Source material:
****************************************
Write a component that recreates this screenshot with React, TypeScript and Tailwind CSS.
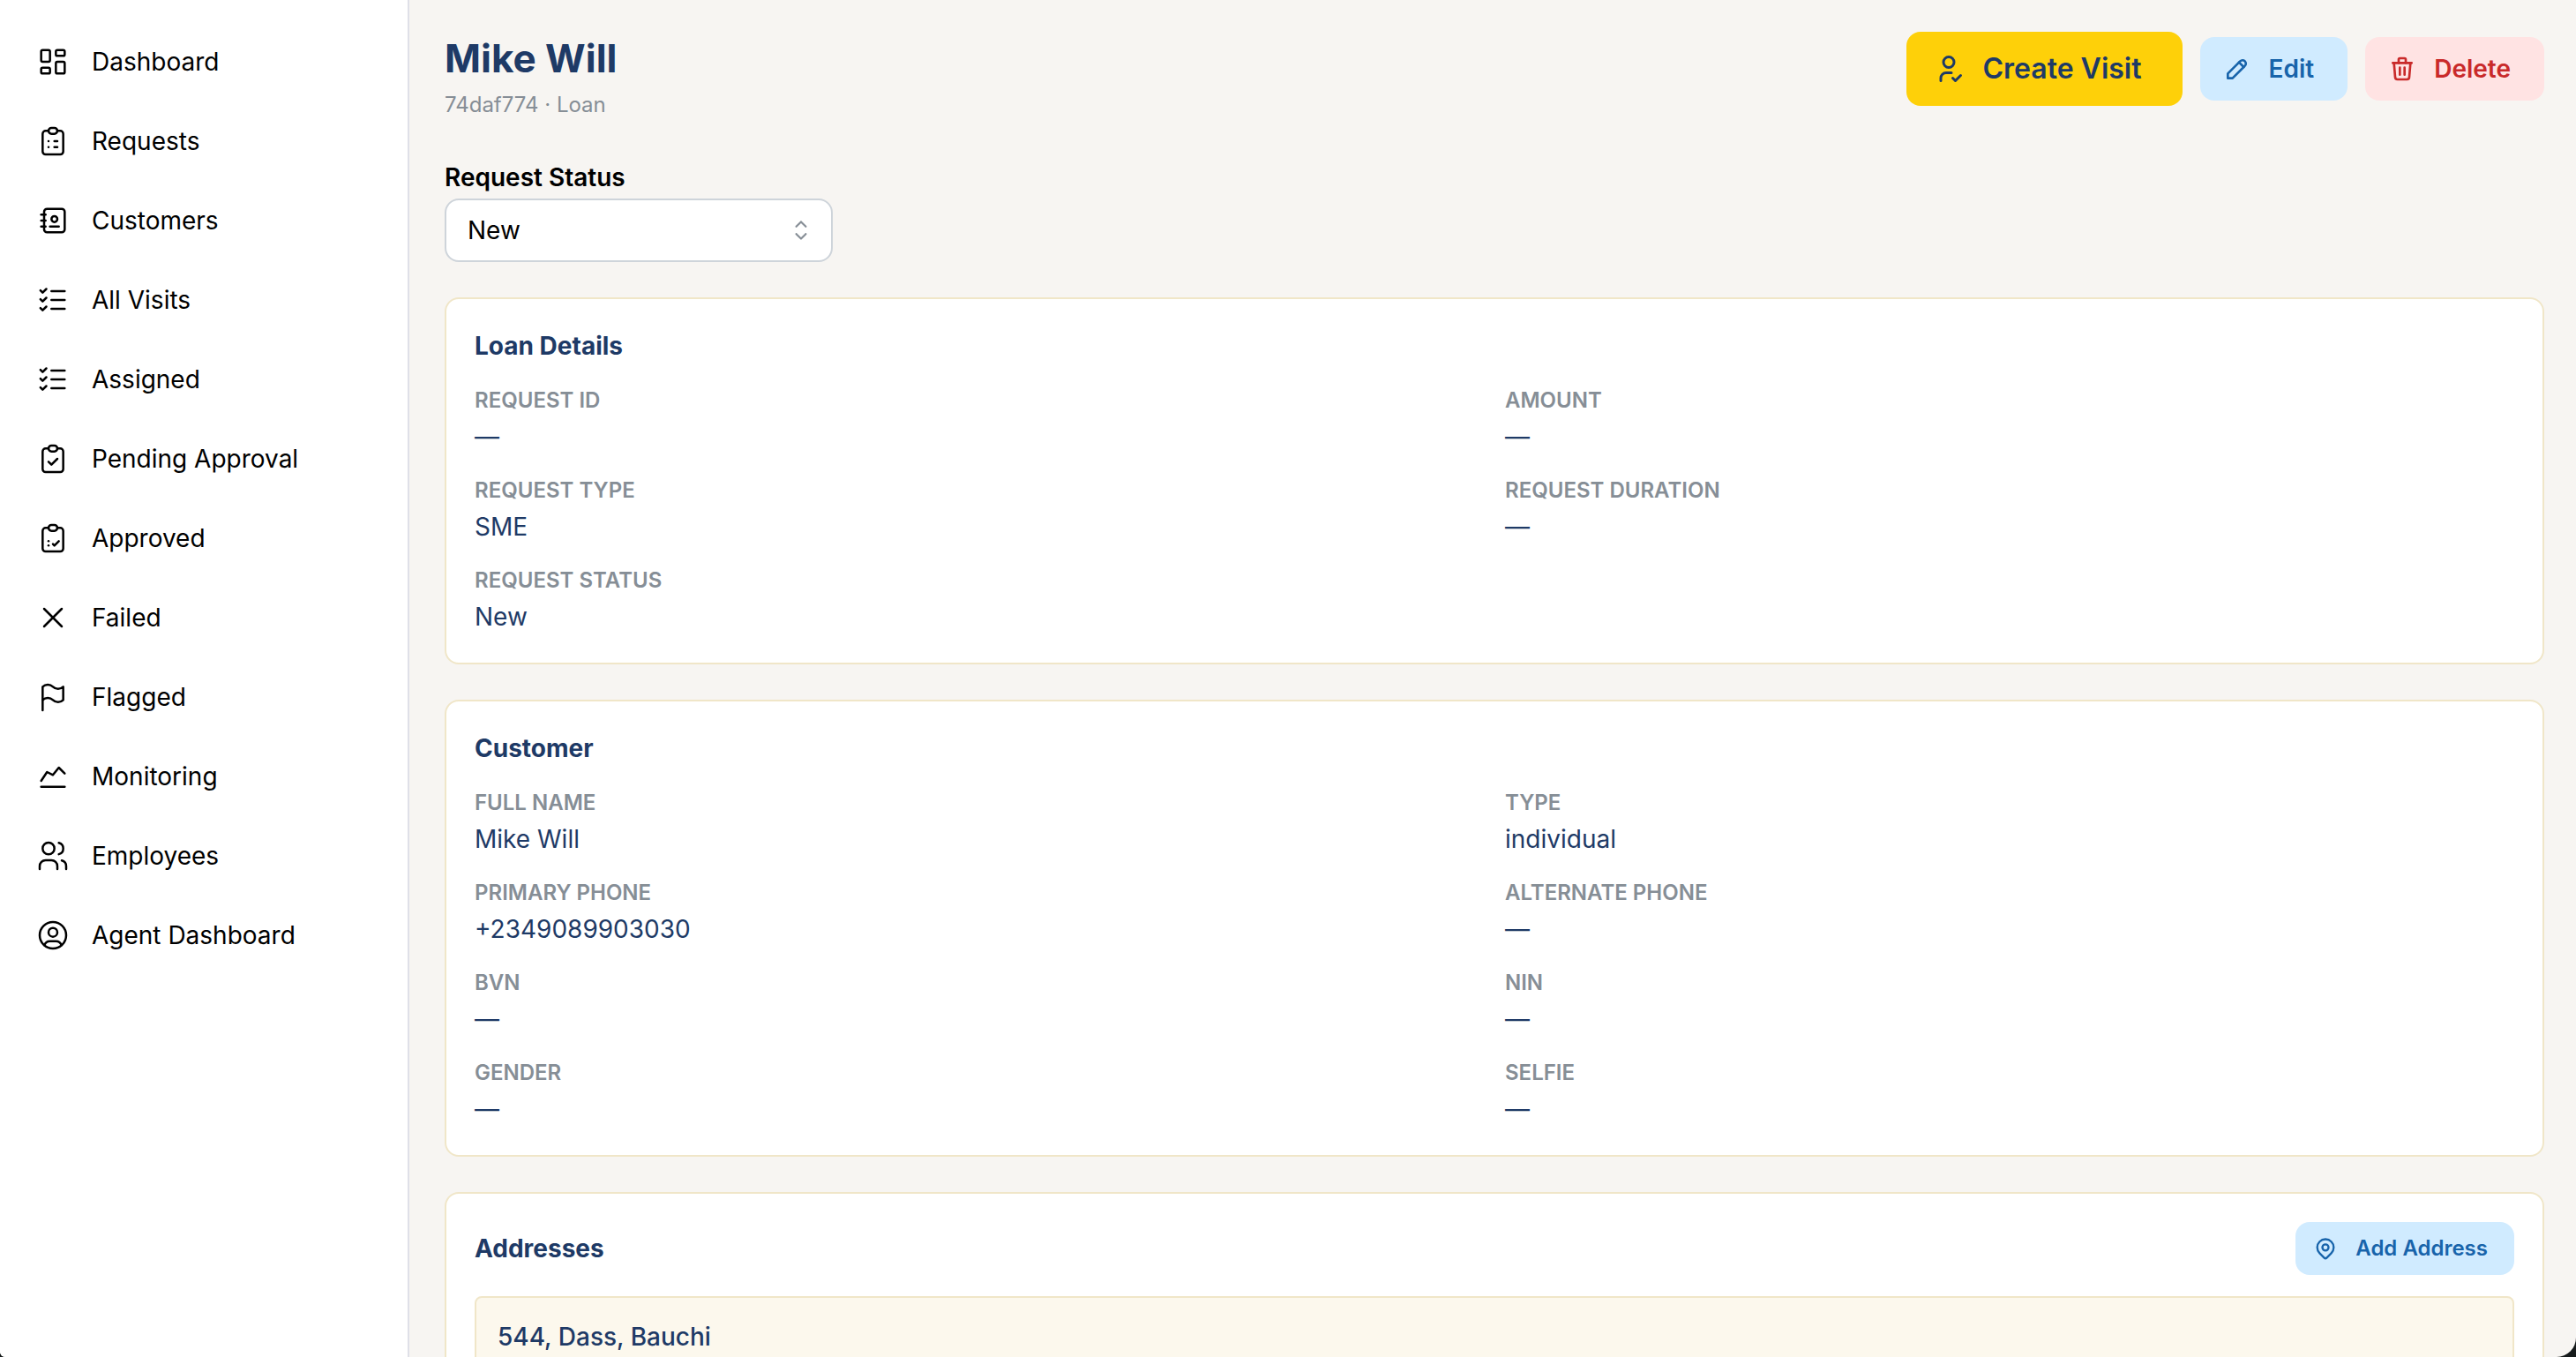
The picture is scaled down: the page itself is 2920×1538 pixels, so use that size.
import { useState } from "react";
import type { ReactNode } from "react";
import type { IconType } from "react-icons";
import {
  TbAddressBook,
  TbChartLine,
  TbCheckupList,
  TbClipboardCheck,
  TbClipboardList,
  TbFlag,
  TbLayoutDashboard,
  TbListCheck,
  TbMapPin,
  TbPencil,
  TbTrash,
  TbUserCheck,
  TbUserCircle,
  TbUsers,
  TbX,
} from "react-icons/tb";

interface NavItem {
  label: string;
  href: string;
  icon: IconType;
}

interface Field {
  label: string;
  value?: string;
}

const navItems: NavItem[] = [
  { label: "Dashboard", href: "#dashboard", icon: TbLayoutDashboard },
  { label: "Requests", href: "#requests", icon: TbClipboardList },
  { label: "Customers", href: "#customers", icon: TbAddressBook },
  { label: "All Visits", href: "#visits", icon: TbListCheck },
  { label: "Assigned", href: "#assigned", icon: TbListCheck },
  { label: "Pending Approval", href: "#pending", icon: TbClipboardCheck },
  { label: "Approved", href: "#approved", icon: TbCheckupList },
  { label: "Failed", href: "#failed", icon: TbX },
  { label: "Flagged", href: "#flagged", icon: TbFlag },
  { label: "Monitoring", href: "#monitoring", icon: TbChartLine },
  { label: "Employees", href: "#employees", icon: TbUsers },
  { label: "Agent Dashboard", href: "#agent", icon: TbUserCircle },
];

const statuses = ["New", "Assigned", "Pending", "Approved", "Failed"];

const customerFields: Field[] = [
  { label: "Full Name", value: "Mike Will" },
  { label: "Type", value: "individual" },
  { label: "Primary Phone", value: "+2349089903030" },
  { label: "Alternate Phone" },
  { label: "BVN" },
  { label: "NIN" },
  { label: "Gender" },
  { label: "Selfie" },
];

function Sidebar() {
  return (
    <nav className="w-[464px] shrink-0 border-r-2 border-[#dfe0e8] bg-white pt-[25px]">
      {navItems.map(({ label, href, icon: Icon }) => (
        <a
          key={label}
          href={href}
          className="flex h-[90px] items-center gap-6 px-10 text-[28px] text-black"
        >
          <Icon size={40} strokeWidth={1.5} />
          {label}
        </a>
      ))}
    </nav>
  );
}

function Card({ children }: { children: ReactNode }) {
  return (
    <section className="rounded-2xl border-2 border-[#f0e6c8] bg-white px-8 pt-8 pb-[31px]">
      {children}
    </section>
  );
}

function CardTitle({ children }: { children: ReactNode }) {
  return (
    <h2 className="text-[28px] leading-[43px] font-bold text-[#1e3a66]">
      {children}
    </h2>
  );
}

function FieldGrid({ fields }: { fields: Field[] }) {
  return (
    <dl className="mt-5 grid grid-cols-2 gap-x-6 gap-y-5">
      {fields.map((field) => (
        <div key={field.label}>
          <dt className="text-2xl leading-[40px] font-semibold text-[#868e96] uppercase">
            {field.label}
          </dt>
          <dd className="text-[28px] leading-[42px] text-[#1e3a66]">
            {field.value ?? "—"}
          </dd>
        </div>
      ))}
    </dl>
  );
}

function SelectChevron() {
  return (
    <svg
      viewBox="0 0 15 15"
      fill="currentColor"
      className="pointer-events-none absolute top-[18px] right-[18px] size-9 text-[#868e96]"
    >
      <path d="M4.93179 5.43179C4.75605 5.60753 4.75605 5.89245 4.93179 6.06819C5.10753 6.24392 5.39245 6.24392 5.56819 6.06819L7.49999 4.13638L9.43179 6.06819C9.60753 6.24392 9.89245 6.24392 10.0682 6.06819C10.2439 5.89245 10.2439 5.60753 10.0682 5.43179L7.81819 3.18179C7.73379 3.0974 7.61933 3.04999 7.49999 3.04999C7.38064 3.04999 7.26618 3.0974 7.18179 3.18179L4.93179 5.43179ZM10.0682 9.56819C10.2439 9.39245 10.2439 9.10753 10.0682 8.93179C9.89245 8.75606 9.60753 8.75606 9.43179 8.93179L7.49999 10.8636L5.56819 8.93179C5.39245 8.75606 5.10753 8.75606 4.93179 8.93179C4.75605 9.10753 4.75605 9.39245 4.93179 9.56819L7.18179 11.8182C7.35753 11.9939 7.64245 11.9939 7.81819 11.8182L10.0682 9.56819Z" />
    </svg>
  );
}

export default function App() {
  const [status, setStatus] = useState("New");

  const loanFields: Field[] = [
    { label: "Request ID" },
    { label: "Amount" },
    { label: "Request Type", value: "SME" },
    { label: "Request Duration" },
    { label: "Request Status", value: status },
  ];

  return (
    <div className="h-screen bg-[#161b1b] font-['Inter',sans-serif]">
      <div className="flex h-full overflow-hidden rounded-br-[22px] rounded-bl-[6px] bg-[#f7f5f2]">
        <Sidebar />

        <main className="flex min-w-0 flex-1 flex-col gap-10 pt-9 pr-9 pl-10">
          <header className="flex items-start justify-between">
            <div>
              <h1 className="text-[44px] leading-[60px] font-bold text-[#1e3a66]">
                Mike Will
              </h1>
              <p className="mt-0.5 text-2xl leading-[42px] text-[#868e96]">
                74daf774 · Loan
              </p>
            </div>
            <div className="flex items-center gap-5">
              <button
                type="button"
                className="flex h-[84px] items-center gap-5 rounded-2xl bg-[#fed009] pr-[46px] pl-[30px] text-[32px] font-semibold text-[#1e3a66]"
              >
                <TbUserCheck size={36} strokeWidth={2} />
                Create Visit
              </button>
              <button
                type="button"
                className="flex h-[72px] items-center gap-5 rounded-2xl bg-[#d0ebff] pr-[38px] pl-[26px] text-[28px] font-semibold text-[#1864ab]"
              >
                <TbPencil size={32} strokeWidth={2} />
                Edit
              </button>
              <button
                type="button"
                className="flex h-[72px] items-center gap-5 rounded-2xl bg-[#ffe3e3] pr-[38px] pl-[26px] text-[28px] font-semibold text-[#c92a2a]"
              >
                <TbTrash size={32} strokeWidth={2} />
                Delete
              </button>
            </div>
          </header>

          <div className="w-[440px]">
            <label
              htmlFor="request-status"
              className="mb-0.5 block text-[28px] leading-[43px] font-semibold text-black"
            >
              Request Status
            </label>
            <div className="relative">
              <select
                id="request-status"
                value={status}
                onChange={(e) => setStatus(e.target.value)}
                className="h-[72px] w-full appearance-none rounded-2xl border-2 border-[#ced4da] bg-white px-6 text-[28px] text-black"
              >
                {statuses.map((s) => (
                  <option key={s}>{s}</option>
                ))}
              </select>
              <SelectChevron />
            </div>
          </div>

          <Card>
            <CardTitle>Loan Details</CardTitle>
            <FieldGrid fields={loanFields} />
          </Card>

          <Card>
            <CardTitle>Customer</CardTitle>
            <FieldGrid fields={customerFields} />
          </Card>

          <Card>
            <div className="flex items-center justify-between">
              <CardTitle>Addresses</CardTitle>
              <button
                type="button"
                className="flex h-[60px] items-center gap-5 rounded-2xl bg-[#d0ebff] pr-[30px] pl-5 text-2xl font-semibold text-[#1864ab]"
              >
                <TbMapPin size={28} strokeWidth={2} />
                Add Address
              </button>
            </div>
            <div className="mt-6 rounded-lg border-2 border-[#f0e6c8] bg-[#fcf8ed] px-6 py-[22px]">
              <p className="text-[28px] leading-[44px] font-medium text-[#1e3a66]">
                544, Dass, Bauchi
              </p>
            </div>
          </Card>
        </main>
      </div>
    </div>
  );
}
****************************************
Instruction:
Every line above should be returned word for word, with the pictures left behind.

Final result:
Write a component that recreates this screenshot with React, TypeScript and Tailwind CSS.
The picture is scaled down: the page itself is 2920×1538 pixels, so use that size.
import { useState } from "react";
import type { ReactNode } from "react";
import type { IconType } from "react-icons";
import {
  TbAddressBook,
  TbChartLine,
  TbCheckupList,
  TbClipboardCheck,
  TbClipboardList,
  TbFlag,
  TbLayoutDashboard,
  TbListCheck,
  TbMapPin,
  TbPencil,
  TbTrash,
  TbUserCheck,
  TbUserCircle,
  TbUsers,
  TbX,
} from "react-icons/tb";

interface NavItem {
  label: string;
  href: string;
  icon: IconType;
}

interface Field {
  label: string;
  value?: string;
}

const navItems: NavItem[] = [
  { label: "Dashboard", href: "#dashboard", icon: TbLayoutDashboard },
  { label: "Requests", href: "#requests", icon: TbClipboardList },
  { label: "Customers", href: "#customers", icon: TbAddressBook },
  { label: "All Visits", href: "#visits", icon: TbListCheck },
  { label: "Assigned", href: "#assigned", icon: TbListCheck },
  { label: "Pending Approval", href: "#pending", icon: TbClipboardCheck },
  { label: "Approved", href: "#approved", icon: TbCheckupList },
  { label: "Failed", href: "#failed", icon: TbX },
  { label: "Flagged", href: "#flagged", icon: TbFlag },
  { label: "Monitoring", href: "#monitoring", icon: TbChartLine },
  { label: "Employees", href: "#employees", icon: TbUsers },
  { label: "Agent Dashboard", href: "#agent", icon: TbUserCircle },
];

const statuses = ["New", "Assigned", "Pending", "Approved", "Failed"];

const customerFields: Field[] = [
  { label: "Full Name", value: "Mike Will" },
  { label: "Type", value: "individual" },
  { label: "Primary Phone", value: "+2349089903030" },
  { label: "Alternate Phone" },
  { label: "BVN" },
  { label: "NIN" },
  { label: "Gender" },
  { label: "Selfie" },
];

function Sidebar() {
  return (
    <nav className="w-[464px] shrink-0 border-r-2 border-[#dfe0e8] bg-white pt-[25px]">
      {navItems.map(({ label, href, icon: Icon }) => (
        <a
          key={label}
          href={href}
          className="flex h-[90px] items-center gap-6 px-10 text-[28px] text-black"
        >
          <Icon size={40} strokeWidth={1.5} />
          {label}
        </a>
      ))}
    </nav>
  );
}

function Card({ children }: { children: ReactNode }) {
  return (
    <section className="rounded-2xl border-2 border-[#f0e6c8] bg-white px-8 pt-8 pb-[31px]">
      {children}
    </section>
  );
}

function CardTitle({ children }: { children: ReactNode }) {
  return (
    <h2 className="text-[28px] leading-[43px] font-bold text-[#1e3a66]">
      {children}
    </h2>
  );
}

function FieldGrid({ fields }: { fields: Field[] }) {
  return (
    <dl className="mt-5 grid grid-cols-2 gap-x-6 gap-y-5">
      {fields.map((field) => (
        <div key={field.label}>
          <dt className="text-2xl leading-[40px] font-semibold text-[#868e96] uppercase">
            {field.label}
          </dt>
          <dd className="text-[28px] leading-[42px] text-[#1e3a66]">
            {field.value ?? "—"}
          </dd>
        </div>
      ))}
    </dl>
  );
}

function SelectChevron() {
  return (
    <svg
      viewBox="0 0 15 15"
      fill="currentColor"
      className="pointer-events-none absolute top-[18px] right-[18px] size-9 text-[#868e96]"
    >
      <path d="M4.93179 5.43179C4.75605 5.60753 4.75605 5.89245 4.93179 6.06819C5.10753 6.24392 5.39245 6.24392 5.56819 6.06819L7.49999 4.13638L9.43179 6.06819C9.60753 6.24392 9.89245 6.24392 10.0682 6.06819C10.2439 5.89245 10.2439 5.60753 10.0682 5.43179L7.81819 3.18179C7.73379 3.0974 7.61933 3.04999 7.49999 3.04999C7.38064 3.04999 7.26618 3.0974 7.18179 3.18179L4.93179 5.43179ZM10.0682 9.56819C10.2439 9.39245 10.2439 9.10753 10.0682 8.93179C9.89245 8.75606 9.60753 8.75606 9.43179 8.93179L7.49999 10.8636L5.56819 8.93179C5.39245 8.75606 5.10753 8.75606 4.93179 8.93179C4.75605 9.10753 4.75605 9.39245 4.93179 9.56819L7.18179 11.8182C7.35753 11.9939 7.64245 11.9939 7.81819 11.8182L10.0682 9.56819Z" />
    </svg>
  );
}

export default function App() {
  const [status, setStatus] = useState("New");

  const loanFields: Field[] = [
    { label: "Request ID" },
    { label: "Amount" },
    { label: "Request Type", value: "SME" },
    { label: "Request Duration" },
    { label: "Request Status", value: status },
  ];

  return (
    <div className="h-screen bg-[#161b1b] font-['Inter',sans-serif]">
      <div className="flex h-full overflow-hidden rounded-br-[22px] rounded-bl-[6px] bg-[#f7f5f2]">
        <Sidebar />

        <main className="flex min-w-0 flex-1 flex-col gap-10 pt-9 pr-9 pl-10">
          <header className="flex items-start justify-between">
            <div>
              <h1 className="text-[44px] leading-[60px] font-bold text-[#1e3a66]">
                Mike Will
              </h1>
              <p className="mt-0.5 text-2xl leading-[42px] text-[#868e96]">
                74daf774 · Loan
              </p>
            </div>
            <div className="flex items-center gap-5">
              <button
                type="button"
                className="flex h-[84px] items-center gap-5 rounded-2xl bg-[#fed009] pr-[46px] pl-[30px] text-[32px] font-semibold text-[#1e3a66]"
              >
                <TbUserCheck size={36} strokeWidth={2} />
                Create Visit
              </button>
              <button
                type="button"
                className="flex h-[72px] items-center gap-5 rounded-2xl bg-[#d0ebff] pr-[38px] pl-[26px] text-[28px] font-semibold text-[#1864ab]"
              >
                <TbPencil size={32} strokeWidth={2} />
                Edit
              </button>
              <button
                type="button"
                className="flex h-[72px] items-center gap-5 rounded-2xl bg-[#ffe3e3] pr-[38px] pl-[26px] text-[28px] font-semibold text-[#c92a2a]"
              >
                <TbTrash size={32} strokeWidth={2} />
                Delete
              </button>
            </div>
          </header>

          <div className="w-[440px]">
            <label
              htmlFor="request-status"
              className="mb-0.5 block text-[28px] leading-[43px] font-semibold text-black"
            >
              Request Status
            </label>
            <div className="relative">
              <select
                id="request-status"
                value={status}
                onChange={(e) => setStatus(e.target.value)}
                className="h-[72px] w-full appearance-none rounded-2xl border-2 border-[#ced4da] bg-white px-6 text-[28px] text-black"
              >
                {statuses.map((s) => (
                  <option key={s}>{s}</option>
                ))}
              </select>
              <SelectChevron />
            </div>
          </div>

          <Card>
            <CardTitle>Loan Details</CardTitle>
            <FieldGrid fields={loanFields} />
          </Card>

          <Card>
            <CardTitle>Customer</CardTitle>
            <FieldGrid fields={customerFields} />
          </Card>

          <Card>
            <div className="flex items-center justify-between">
              <CardTitle>Addresses</CardTitle>
              <button
                type="button"
                className="flex h-[60px] items-center gap-5 rounded-2xl bg-[#d0ebff] pr-[30px] pl-5 text-2xl font-semibold text-[#1864ab]"
              >
                <TbMapPin size={28} strokeWidth={2} />
                Add Address
              </button>
            </div>
            <div className="mt-6 rounded-lg border-2 border-[#f0e6c8] bg-[#fcf8ed] px-6 py-[22px]">
              <p className="text-[28px] leading-[44px] font-medium text-[#1e3a66]">
                544, Dass, Bauchi
              </p>
            </div>
          </Card>
        </main>
      </div>
    </div>
  );
}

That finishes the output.